Thomas G. Walker, a constitutional law professor at Emory University who has written about the Atkins case, said the trial underscores the difficulties of such cases. Jurors faced contradictory expert-witness testimony and sifted through how Atkins carried out the simplest of tasks. Jurors were left to decide whether a defendant's actions are motivated by aptitude, attitude or circumstance.
"The challenge is to extrapolate from these kinds of activities and try to determine whether the standards of mental retardation have been met," said Walker, who was in the courtroom for several days of testimony.
For example, jurors learned that Atkins, when interrupted during a meal at prison, placed his soup bowl in a sink containing some hot water to keep it warm. Prosecutors portrayed it as a clever solution for a man with no access to a kitchen. But a defense expert countered that Atkins didn't seem to understand that the water soon would cool and that his fix was only temporary.
In August 1996, according to court records, Atkins and a friend, William A. Jones, were out after a day of drinking when they spotted Nesbitt, an Air Force mechanic from Upstate New York stationed at Langley Air Force Base, outside a 7-Eleven in Hampton. The pair abducted Nesbitt at gunpoint, forced him to withdraw $200 from a bank machine and drove him to a field, where he was shot eight times.
Both men claimed the other was the shooter. In a deal with prosecutors, Jones was given a life sentence in return for testifying against Atkins.

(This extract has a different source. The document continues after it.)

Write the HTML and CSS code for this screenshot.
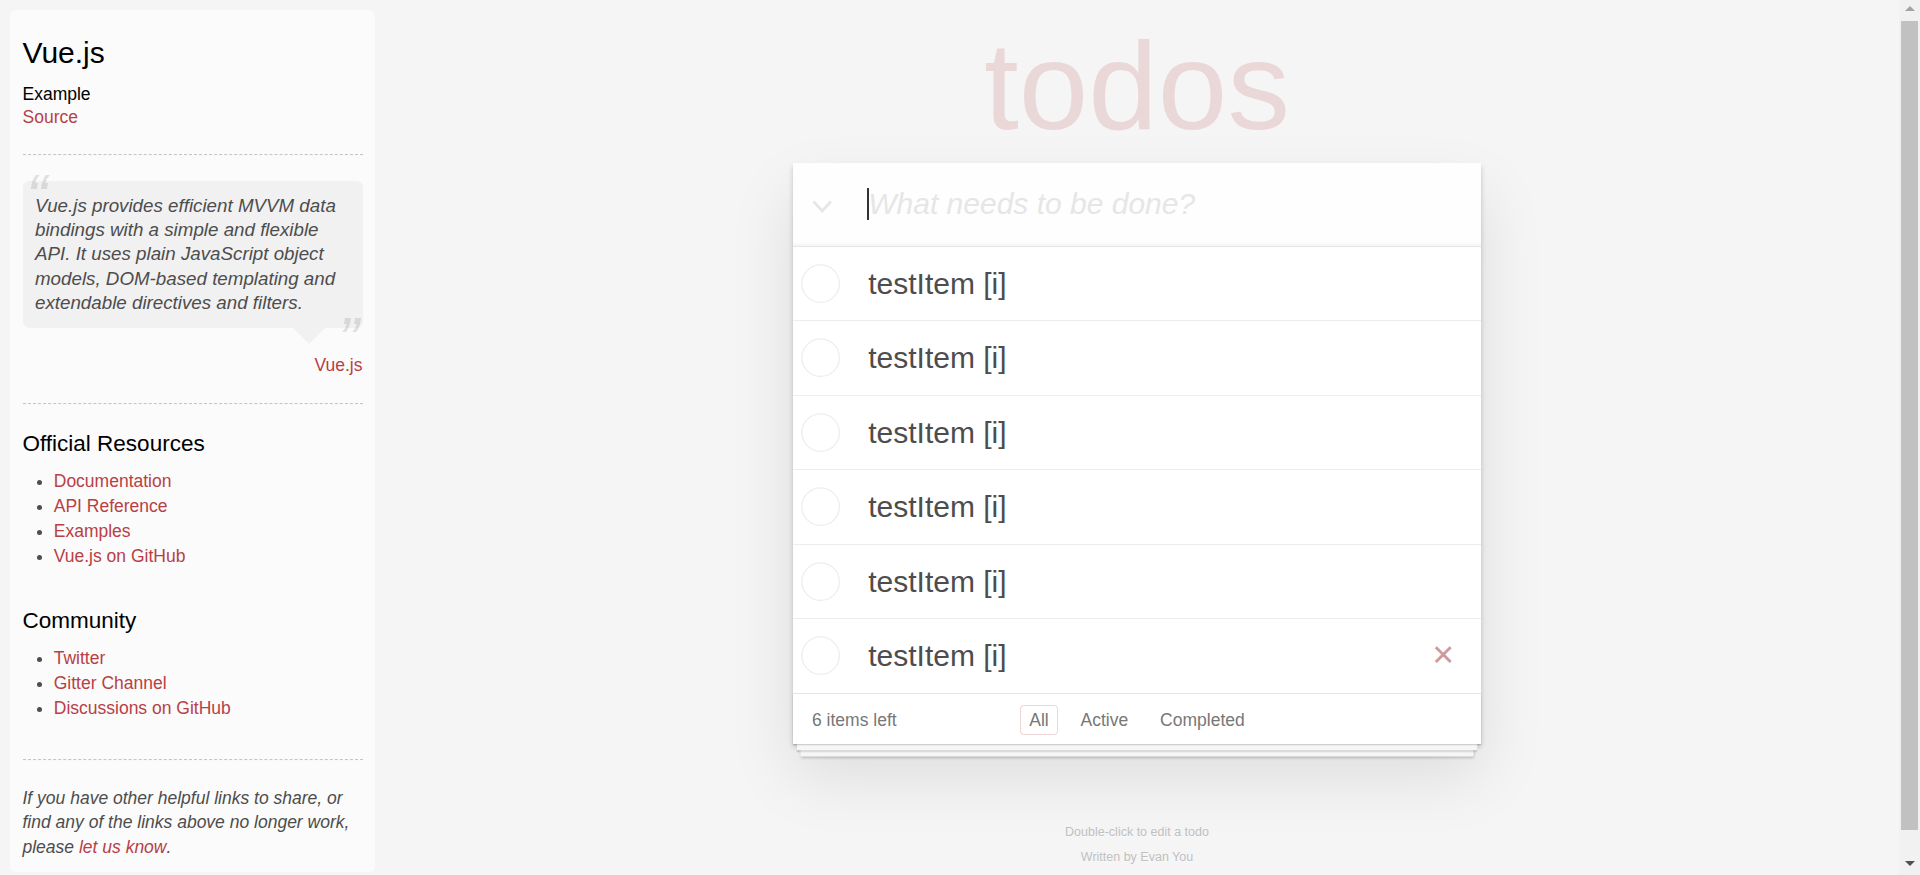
FILE: index.html
```html
<!DOCTYPE html>
<html lang="en">
<head>
<meta charset="utf-8">
<title>Vue.js • TodoMVC</title>
<link rel="stylesheet" href="styles.css">
</head>
<body>
<div class="page">
  <aside class="learn">
    <div class="learn-header">
      <h3>Vue.js</h3>
      <h5>Example</h5>
      <a href="#">Source</a>
    </div>
    <hr>
    <blockquote class="quote">
      <div class="speech-bubble">
        <p>Vue.js provides efficient MVVM data bindings with a simple and flexible API. It uses plain JavaScript object models, DOM-based templating and extendable directives and filters.</p>
      </div>
      <div class="quote-source"><a href="#">Vue.js</a></div>
    </blockquote>
    <hr>
    <h4>Official Resources</h4>
    <ul>
      <li><a href="#">Documentation</a></li>
      <li><a href="#">API Reference</a></li>
      <li><a href="#">Examples</a></li>
      <li><a href="#">Vue.js on GitHub</a></li>
    </ul>
    <h4>Community</h4>
    <ul>
      <li><a href="#">Twitter</a></li>
      <li><a href="#">Gitter Channel</a></li>
      <li><a href="#">Discussions on GitHub</a></li>
    </ul>
    <div class="learn-footer">
      <hr>
      <em>If you have other helpful links to share, or find any of the links above no longer work, please <a href="#">let us know</a>.</em>
    </div>
  </aside>

  <main class="stage">
    <div class="column">
      <h1 class="title">todos</h1>
      <section class="todoapp">
        <header class="header">
          <span class="toggle-all">
            <svg width="18" height="12" viewBox="0 0 18 12"><polyline points="2,2 9,9.5 16,2" fill="none" stroke="#e6e6e6" stroke-width="2.2"/></svg>
          </span>
          <span class="input-wrap">
            <input class="new-todo" placeholder="What needs to be done?">
          </span>
        </header>
        <div class="main">
          <ul class="todo-list">
            <li class="todo"><span class="toggle"><svg width="33" height="33" viewBox="0 0 33 33"><circle cx="16.5" cy="16.5" r="15" fill="none" stroke="#ededed" stroke-width="1"/></svg></span><label>testItem [i]</label></li>
            <li class="todo"><span class="toggle"><svg width="33" height="33" viewBox="0 0 33 33"><circle cx="16.5" cy="16.5" r="15" fill="none" stroke="#ededed" stroke-width="1"/></svg></span><label>testItem [i]</label></li>
            <li class="todo"><span class="toggle"><svg width="33" height="33" viewBox="0 0 33 33"><circle cx="16.5" cy="16.5" r="15" fill="none" stroke="#ededed" stroke-width="1"/></svg></span><label>testItem [i]</label></li>
            <li class="todo"><span class="toggle"><svg width="33" height="33" viewBox="0 0 33 33"><circle cx="16.5" cy="16.5" r="15" fill="none" stroke="#ededed" stroke-width="1"/></svg></span><label>testItem [i]</label></li>
            <li class="todo"><span class="toggle"><svg width="33" height="33" viewBox="0 0 33 33"><circle cx="16.5" cy="16.5" r="15" fill="none" stroke="#ededed" stroke-width="1"/></svg></span><label>testItem [i]</label></li>
            <li class="todo"><span class="toggle"><svg width="33" height="33" viewBox="0 0 33 33"><circle cx="16.5" cy="16.5" r="15" fill="none" stroke="#ededed" stroke-width="1"/></svg></span><label>testItem [i]</label><button class="destroy">×</button></li>
          </ul>
        </div>
        <footer class="footer">
          <span class="todo-count"><strong>6</strong> items left</span>
          <ul class="filters">
            <li><a href="#" class="selected">All</a></li>
            <li><a href="#">Active</a></li>
            <li><a href="#">Completed</a></li>
          </ul>
        </footer>
      </section>
      <footer class="info">
        <p>Double-click to edit a todo</p>
        <p>Written by Evan You</p>
      </footer>
    </div>
  </main>
</div>
<div class="scrollbar" aria-hidden="true">
  <span class="sb-btn sb-up"></span>
  <span class="sb-track"><span class="sb-thumb"></span></span>
  <span class="sb-btn sb-down"></span>
</div>
</body>
</html>
```

FILE: styles.css
```css
html {
  background: #f5f5f5;
}

body {
  margin: 0;
  height: 100vh;
  overflow: hidden;
  display: flex;
  background: #f5f5f5;
}

.page {
  flex: 1;
  min-width: 0;
  zoom: 1.25;
  display: flex;
  align-items: flex-start;
  font-family: "Liberation Sans", Arial, Helvetica, sans-serif;
  font-size: 14px;
  font-weight: 300;
  line-height: 19.6px;
  color: #4d4d4d;
}

/* ---------- window scrollbar ---------- */
.scrollbar {
  flex: none;
  width: 21px;
  display: flex;
  flex-direction: column;
  background: #f1f1f1;
}

.sb-btn {
  flex: none;
  height: 21px;
  display: flex;
  align-items: center;
  justify-content: center;
}

.sb-up::before {
  content: "";
  border-left: 5px solid transparent;
  border-right: 5px solid transparent;
  border-bottom: 5px solid #a3a3a3;
  margin-top: -4px;
}

.sb-down::before {
  content: "";
  border-left: 5px solid transparent;
  border-right: 5px solid transparent;
  border-top: 5px solid #505050;
  margin-top: -3px;
}

.sb-track {
  flex: 1;
  display: flex;
  flex-direction: column;
  padding: 0 2px;
}

.sb-thumb {
  height: 809px;
  background: #c1c1c1;
}

/* ---------- learn sidebar ---------- */
.learn {
  flex: none;
  width: 272px;
  margin: 8px 0 0 8px;
  padding: 10px;
  border-radius: 5px;
  background: rgba(255, 255, 255, 0.6);
}

.learn a {
  font-weight: normal;
  text-decoration: none;
  color: #b83f45;
}

.learn h3,
.learn h4,
.learn h5 {
  margin: 10px 0;
  font-weight: 500;
  line-height: 1.2;
  color: #000;
}

.learn h3 {
  font-size: 24px;
}

.learn h4 {
  font-size: 18px;
}

.learn h5 {
  margin-bottom: 0;
  font-size: 14px;
}

.learn ul {
  padding: 0;
  margin: 0 0 30px 25px;
}

.learn li {
  line-height: 20px;
}

.learn p {
  font-size: 15px;
  font-weight: 300;
  line-height: 1.3;
  margin: 0;
}

.learn hr {
  margin: 20px 0;
  border: 0;
  border-top: 1px dashed #c5c5c5;
  border-bottom: 1px dashed #f7f7f7;
}

.quote {
  margin: 20px 0 0 0;
}

.speech-bubble {
  position: relative;
  padding: 10px;
  background: rgba(0, 0, 0, 0.04);
  border-radius: 5px;
}

.speech-bubble::after {
  content: "";
  position: absolute;
  top: 100%;
  right: 30px;
  border: 13px solid transparent;
  border-top-color: rgba(0, 0, 0, 0.04);
}

.quote p {
  font-style: italic;
}

.quote p::before {
  content: "\201C";
  font-size: 50px;
  opacity: 0.15;
  position: absolute;
  top: -20px;
  left: 3px;
}

.quote p::after {
  content: "\201D";
  font-size: 50px;
  opacity: 0.15;
  position: absolute;
  bottom: -42px;
  right: 3px;
}

.quote-source {
  margin-top: 20.4px;
  text-align: right;
}

.learn-footer em {
  font-style: italic;
}

/* ---------- todo app ---------- */
.stage {
  flex: 1;
  min-width: 0;
}

.column {
  max-width: 550px;
  margin: 0 auto;
  padding-bottom: 18px;
}

.title {
  margin: 0;
  height: 130px;
  box-sizing: border-box;
  padding-top: 18px;
  font-size: 100px;
  line-height: 100px;
  font-weight: 100;
  text-align: center;
  color: rgba(175, 47, 47, 0.15);
}

.todoapp {
  background: #fff;
  box-shadow: 0 2px 4px 0 rgba(0, 0, 0, 0.2), 0 25px 50px 0 rgba(0, 0, 0, 0.1);
}

.header {
  display: flex;
  align-items: center;
  background: rgba(0, 0, 0, 0.003);
  box-shadow: inset 0 -2px 1px rgba(0, 0, 0, 0.03);
}

.toggle-all {
  flex: none;
  display: flex;
  width: 60px;
  box-sizing: border-box;
  padding: 4px 0 0 14px;
}

.input-wrap {
  flex: 1;
  min-width: 0;
  display: flex;
  position: relative;
}

.input-wrap::before {
  content: "";
  position: absolute;
  left: -0.8px;
  top: 20px;
  width: 1.6px;
  height: 26px;
  background: #333;
}

.new-todo {
  flex: 1;
  min-width: 0;
  margin: 0;
  box-sizing: content-box;
  height: 34.6px;
  padding: 16px 16px 16px 0;
  border: 0;
  font-family: inherit;
  font-weight: 300;
  font-size: 24px;
  line-height: 34.6px;
  color: #4d4d4d;
  background: transparent;
  outline: none;
}

.new-todo::placeholder {
  font-style: italic;
  font-weight: 300;
  color: #e6e6e6;
}

.main {
  border-top: 1px solid #e6e6e6;
}

.todo-list {
  margin: 0;
  padding: 0;
  list-style: none;
}

.todo {
  display: flex;
  align-items: center;
  font-size: 24px;
  border-bottom: 1px solid #ededed;
}

.todo:last-child {
  border-bottom: none;
}

.toggle {
  flex: none;
  display: flex;
  width: 60px;
  box-sizing: border-box;
  padding-left: 5px;
}

.todo label {
  flex: 1;
  display: block;
  padding: 15px 15px 15px 0;
  line-height: 1.2;
  word-break: break-all;
}

.destroy {
  flex: none;
  width: 40px;
  height: 40px;
  margin: 0 10px 3px 0;
  padding: 0;
  border: 0;
  background: none;
  font-family: inherit;
  font-weight: 300;
  font-size: 30px;
  line-height: 19.6px;
  color: #cc9a9a;
}

.footer {
  display: grid;
  grid-template-columns: 1fr auto 1fr;
  align-items: center;
  height: 20px;
  padding: 11px 15px 9px;
  color: #777;
  border-top: 1px solid #e6e6e6;
  box-shadow: 0 1px 1px rgba(0, 0, 0, 0.2),
    0 8px 0 -3px #f6f6f6,
    0 9px 1px -3px rgba(0, 0, 0, 0.2),
    0 16px 0 -6px #f6f6f6,
    0 17px 2px -6px rgba(0, 0, 0, 0.2);
}

.todo-count {
  justify-self: start;
}

.todo-count strong {
  font-weight: 300;
}

.filters {
  grid-column: 2;
  margin: 0;
  padding: 0;
  list-style: none;
  white-space: nowrap;
}

.filters li {
  display: inline;
}

.filters a {
  color: inherit;
  margin: 3px;
  padding: 3px 7px;
  text-decoration: none;
  border: 1px solid transparent;
  border-radius: 3px;
}

.filters a.selected {
  border-color: rgba(175, 47, 47, 0.2);
}

.info {
  margin: 66px auto 0;
  color: #bfbfbf;
  font-size: 10px;
  text-shadow: 0 1px 0 rgba(255, 255, 255, 0.5);
  text-align: center;
}

.info p {
  line-height: 1;
  margin: 10px 0;
}
```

Although the jury learned nothing about Nesbitt's slaying, future juries will not work in a similar void. Under Virginia law, defendants claiming mental retardation would go to trial, and, if convicted, the same jury would decide whether the defendants' claims were true.
Defendants in Virginia must prove mental retardation by a preponderance of the evidence, a less-rigorous standard than that used to determine guilt.